Normal maps, as stated above in Normal and Specular Alpha Modes, support storing a specular exponent map in their alpha channel. This channel is modulated with the Glossiness parameter, however it isn’t necessary for all cases. This channel is only required for surfaces where there are a variety of different surface types being simulated at once (such as stone, glass, metal, etc.). On surfaces such as these, it’d make sense to have a large variance in glossiness, as stone will oftentimes have a much rougher specular exponent when compared to metal, and metal will more often than not have a rougher specular exponent than glass. Although these texture maps does not incur a noticeable performance impact, they do require more data to be sent to the viewer and as such should be used sparingly.

Only use normal maps that include a specular exponent map in its alpha when varying specular exponents across a surface are absolutely necessary to simulate a complex surface, and the glossiness parameter simply does not provide enough control for the effect you are trying to achieve.

Specular map alpha

The specular map may contain an environment mask, which controls the intensity of the reflected environment on the surface of an object. Each pixel in this mask controls how much of the sky is reflected across the object, with darker values reflecting less, while brighter values reflect more.

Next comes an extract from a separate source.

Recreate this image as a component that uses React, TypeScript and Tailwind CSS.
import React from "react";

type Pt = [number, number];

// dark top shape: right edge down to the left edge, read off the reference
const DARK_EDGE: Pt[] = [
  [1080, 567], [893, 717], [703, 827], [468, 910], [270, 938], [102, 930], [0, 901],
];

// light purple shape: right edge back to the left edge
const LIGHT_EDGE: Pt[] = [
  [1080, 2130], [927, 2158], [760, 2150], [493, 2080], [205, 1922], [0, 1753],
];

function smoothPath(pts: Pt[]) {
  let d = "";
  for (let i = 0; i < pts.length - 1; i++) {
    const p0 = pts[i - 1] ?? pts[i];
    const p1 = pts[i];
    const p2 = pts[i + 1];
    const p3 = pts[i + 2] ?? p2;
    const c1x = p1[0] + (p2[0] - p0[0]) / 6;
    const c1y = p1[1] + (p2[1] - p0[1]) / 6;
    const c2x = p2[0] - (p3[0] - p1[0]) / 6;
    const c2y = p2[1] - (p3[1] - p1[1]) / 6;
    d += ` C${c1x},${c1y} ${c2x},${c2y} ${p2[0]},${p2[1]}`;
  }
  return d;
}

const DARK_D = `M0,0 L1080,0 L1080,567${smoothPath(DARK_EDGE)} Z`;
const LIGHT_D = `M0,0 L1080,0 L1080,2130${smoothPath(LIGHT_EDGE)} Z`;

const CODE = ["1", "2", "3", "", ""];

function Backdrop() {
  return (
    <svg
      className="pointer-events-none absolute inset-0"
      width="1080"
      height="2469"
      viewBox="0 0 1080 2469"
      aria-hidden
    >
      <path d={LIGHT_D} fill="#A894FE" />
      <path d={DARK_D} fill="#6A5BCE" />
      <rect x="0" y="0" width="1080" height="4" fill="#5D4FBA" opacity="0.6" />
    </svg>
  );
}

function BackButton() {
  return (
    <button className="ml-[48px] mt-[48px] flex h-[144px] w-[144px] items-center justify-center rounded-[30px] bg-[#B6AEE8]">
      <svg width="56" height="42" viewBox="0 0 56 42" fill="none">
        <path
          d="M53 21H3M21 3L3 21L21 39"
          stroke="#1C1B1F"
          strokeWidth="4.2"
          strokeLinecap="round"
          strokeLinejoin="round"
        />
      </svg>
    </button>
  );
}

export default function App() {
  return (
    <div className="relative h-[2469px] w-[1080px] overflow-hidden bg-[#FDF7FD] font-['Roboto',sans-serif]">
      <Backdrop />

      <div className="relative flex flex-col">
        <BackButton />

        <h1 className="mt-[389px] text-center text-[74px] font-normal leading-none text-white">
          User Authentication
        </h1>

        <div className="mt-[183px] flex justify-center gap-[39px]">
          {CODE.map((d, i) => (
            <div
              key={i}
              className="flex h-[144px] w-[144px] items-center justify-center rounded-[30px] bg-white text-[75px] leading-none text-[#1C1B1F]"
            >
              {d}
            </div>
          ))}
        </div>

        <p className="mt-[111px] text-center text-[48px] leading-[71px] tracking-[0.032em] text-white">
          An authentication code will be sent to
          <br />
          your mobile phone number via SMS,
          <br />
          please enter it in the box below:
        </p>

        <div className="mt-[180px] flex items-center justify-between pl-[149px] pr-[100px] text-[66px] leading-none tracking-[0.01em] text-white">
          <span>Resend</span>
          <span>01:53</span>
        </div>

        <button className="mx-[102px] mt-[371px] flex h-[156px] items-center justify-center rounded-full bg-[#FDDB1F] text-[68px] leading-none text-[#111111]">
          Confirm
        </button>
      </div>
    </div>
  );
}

This comes in handy for simulating surfaces where parts of a surface may be more reflective than others, such as a window where the frame may not be very reflective while the glass may be somewhat reflective, or a dirty chrome fitting where parts of the chrome may have dirt that obscures the sky’s reflectance and cleaner sections that fully reflect the sky.

Only use a specular map that contains this data if the environment intensity parameter does not fit the needs of the surface. As with the normal map and diffuse map alphas, including this data incurs a higher bandwidth cost, meaning more data for the viewer to download in an area. As such this should be used sparingly, only for surfaces where it would have a significant impact.